Circular economy as a lever for sustainable energy transition an integrative framework and mechanisms based typology
摘要
Despite growing recognition that circular economy practices can act as direct levers for decarbonization, the academic literature has largely treated the circular economy and the energy transition as parallel rather than structurally intertwined processes. Supply-side decarbonization strategies continue to dominate, while the mechanisms through which circular economy practices reduce primary energy demand remain analytically fragmented.

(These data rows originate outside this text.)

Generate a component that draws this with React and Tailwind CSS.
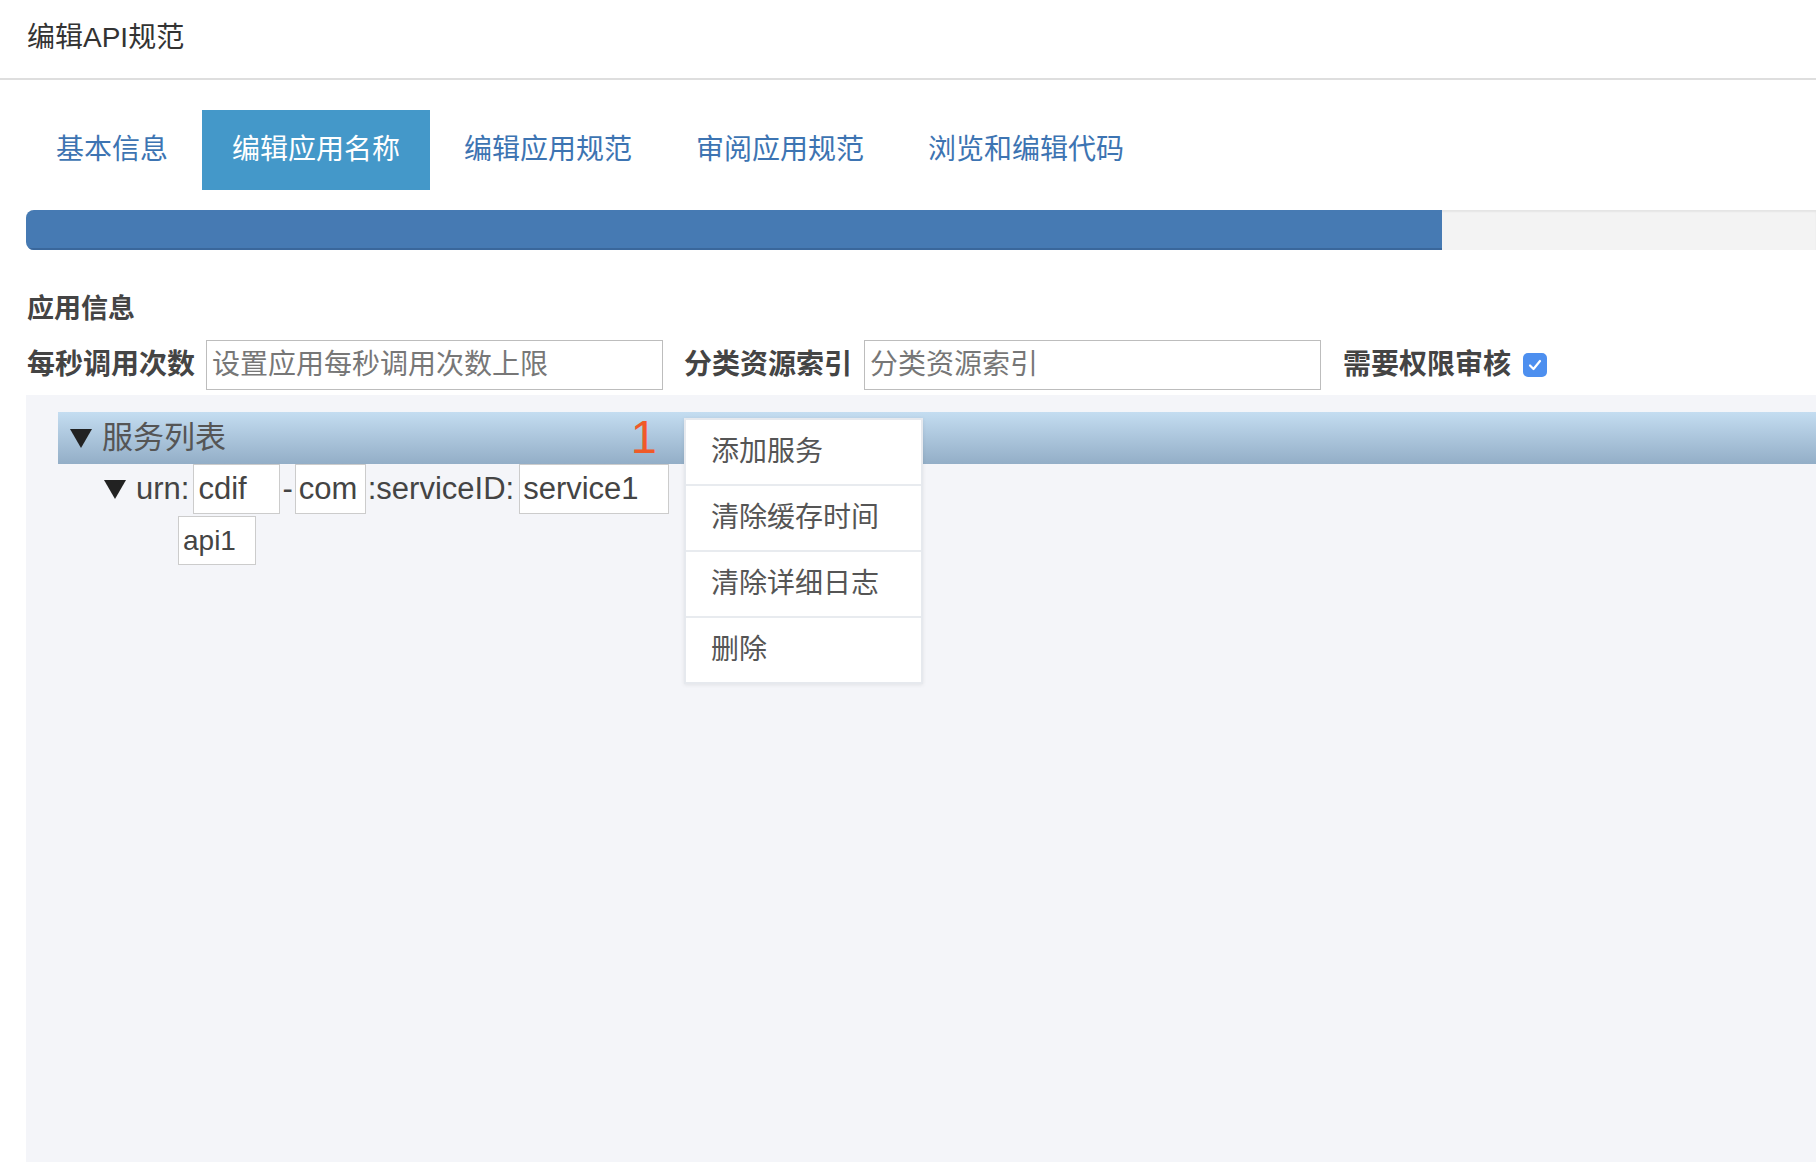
import React from 'react'

const tabs = ['基本信息', '编辑应用名称', '编辑应用规范', '审阅应用规范', '浏览和编辑代码']
const menuItems = ['添加服务', '清除缓存时间', '清除详细日志', '删除']

function Triangle({ className }) {
  return (
    <svg className={className} width="24" height="21" viewBox="0 0 24 21">
      <polygon points="1,1 23,1 12,20" fill="#222" />
    </svg>
  )
}

export default function App() {
  return (
    <div className="flex h-screen flex-col overflow-hidden bg-white font-['Liberation_Sans','Noto_Sans_CJK_SC',sans-serif]">
      {/* header */}
      <div className="flex h-[80px] shrink-0 items-center border-b-2 border-[#dedede] px-[27px] pb-[2px]">
        <h1 className="text-[28px] text-[#333]">编辑API规范</h1>
      </div>

      {/* tabs */}
      <div className="mt-[30px] flex gap-[4px] pl-[26px]">
        {tabs.map((tab, i) => (
          <div
            key={tab}
            className={
              i === 1
                ? 'flex h-[80px] items-center bg-[#4498c9] px-[30px] text-[28px] text-white'
                : 'flex h-[80px] items-center px-[30px] text-[28px] text-[#3d74b2]'
            }
          >
            {tab}
          </div>
        ))}
      </div>

      {/* progress */}
      <div className="ml-[26px] mt-[20px] flex h-[40px] shrink-0 overflow-hidden rounded-l-[8px] bg-[#f3f3f3] shadow-[inset_0_2px_2px_rgba(0,0,0,0.06)]">
        <div className="w-[1416px] border-b-2 border-[#3a679b] bg-[#467ab3]" />
      </div>

      {/* app info */}
      <div className="mt-[45px] pl-[27px] text-[27px] font-bold leading-[28px] text-[#444]">应用信息</div>
      <div className="mt-[17px] flex h-[50px] items-center pl-[27px] text-[#444]">
        <span className="text-[28px] font-bold">每秒调用次数</span>
        <input
          className="ml-[11px] h-[50px] w-[457px] border border-[#bdbdbd] px-[5px] text-[28px] placeholder:text-[#777] outline-none"
          placeholder="设置应用每秒调用次数上限"
        />
        <span className="ml-[21px] text-[28px] font-bold">分类资源索引</span>
        <input
          className="ml-[12px] h-[50px] w-[457px] border border-[#bdbdbd] px-[5px] text-[28px] placeholder:text-[#777] outline-none"
          placeholder="分类资源索引"
        />
        <span className="ml-[22px] text-[28px] font-bold">需要权限审核</span>
        <span className="ml-[12px] flex h-[24px] w-[24px] items-center justify-center rounded-[5px] bg-[#4d8fef]">
          <svg width="16" height="16" viewBox="0 0 16 16">
            <path d="M3 8.5 L6.5 12 L13 4" stroke="white" strokeWidth="2.2" fill="none" strokeLinecap="round" strokeLinejoin="round" />
          </svg>
        </span>
      </div>

      {/* service tree */}
      <div className="relative ml-[26px] mt-[5px] flex-1 bg-[#f4f5f9] pl-[32px] pt-[17px]">
        <div className="flex h-[52px] items-center bg-gradient-to-b from-[#c4ddf1] to-[#93aec7] pl-[11px]">
          <div className="flex w-[588px] items-center justify-between">
            <div className="flex items-center">
              <Triangle />
              <span className="ml-[9px] text-[31px] text-[#555]">服务列表</span>
            </div>
            <span className="mb-[4px] text-[47px] font-light leading-none text-[#f05a28]">1</span>
          </div>
        </div>

        <div className="flex h-[50px] items-center pl-[45px] text-[31px] text-[#444]">
          <Triangle />
          <span className="ml-[9px]">urn:</span>
          <input className="ml-[4px] h-[50px] w-[87px] border border-[#ccc] bg-white px-[4px] text-[31px] text-[#444] outline-none" defaultValue="cdif" />
          <span className="mx-[2px]">-</span>
          <input className="h-[50px] w-[71px] border border-[#ccc] bg-white px-[3px] text-[31px] text-[#444] outline-none" defaultValue="com" />
          <span className="ml-[2px]">:serviceID:</span>
          <input className="ml-[5px] h-[50px] w-[150px] border border-[#ccc] bg-white px-[3px] text-[31px] text-[#444] outline-none" defaultValue="service1" />
        </div>

        <div className="mt-[2px] pl-[120px]">
          <input className="h-[49px] w-[78px] border border-[#ccc] bg-white px-[4px] text-[28px] text-[#444] outline-none" defaultValue="api1" />
        </div>

        {/* context menu */}
        <div className="absolute left-[658px] top-[23px] w-[239px] border-2 border-[#e6e9ee] bg-white shadow-[0_1px_4px_rgba(0,0,0,0.08)]">
          {menuItems.map((item, i) => (
            <div
              key={item}
              className={
                i === 0
                  ? 'flex h-[64px] items-center pl-[25px] text-[28px] text-[#555]'
                  : 'flex h-[66px] items-center border-t-2 border-[#e8ebef] pl-[25px] text-[28px] text-[#555]'
              }
            >
              {item}
            </div>
          ))}
        </div>
      </div>
    </div>
  )
}
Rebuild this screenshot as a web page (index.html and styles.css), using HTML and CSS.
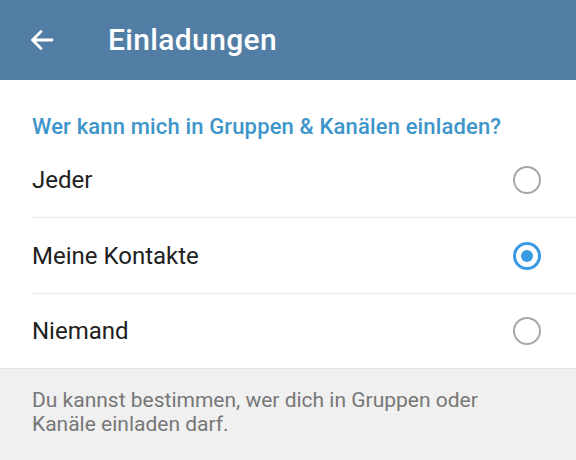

No study has yet developed a mechanism-based typology tracing the explicit causal configurations linking circular economy levers to energy transition outcomes under specific carbon lock-in conditions. This study conducts a focused integrative review of 143 peer-reviewed studies indexed in Scopus over the period 2015–2025, structured in accordance with PRISMA guidelines. Studies are coded using a mechanism-oriented extraction grid and subsequently organized into a seven-family typology. Seven mechanism families are identified: energy and material efficiency, waste-to-energy and energy recovery, waste heat recovery and cascading, critical material recycling, industrial symbiosis and system integration, governance and policy mechanisms, and demand-side, sufficiency and behavioral mechanisms, each targeting a distinct dimension of carbon lock-in. Only sub-cluster F1-D is structurally resilient to the rebound effect. All intensity-reduction families require complementary demand governance. Family F5 simultaneously reduces and reinforces institutional lock-in, making it the most governance-sensitive family in the typology. Family F7 represents merely 0.7% of the corpus, establishing behavioral lock-in as the most analytically underdeveloped frontier of the circular economy and energy transition nexus. Circular economy governance instruments must be designed in parallel with technical measures, not sequentially. The seven-family typology provides policymakers and firms with a mechanism-level framework to identify which circular economy levers are relevant to their transition context and which governance complements are required to prevent efficiency gains from being neutralized by rebound dynamics. The typology’s direct and indirect contributions to SDG 7 (affordable and clean energy), SDG 12 (responsible consumption and production), SDG 13 (climate action) and SDG 9 (industry, innovation and infrastructure) are also mapped.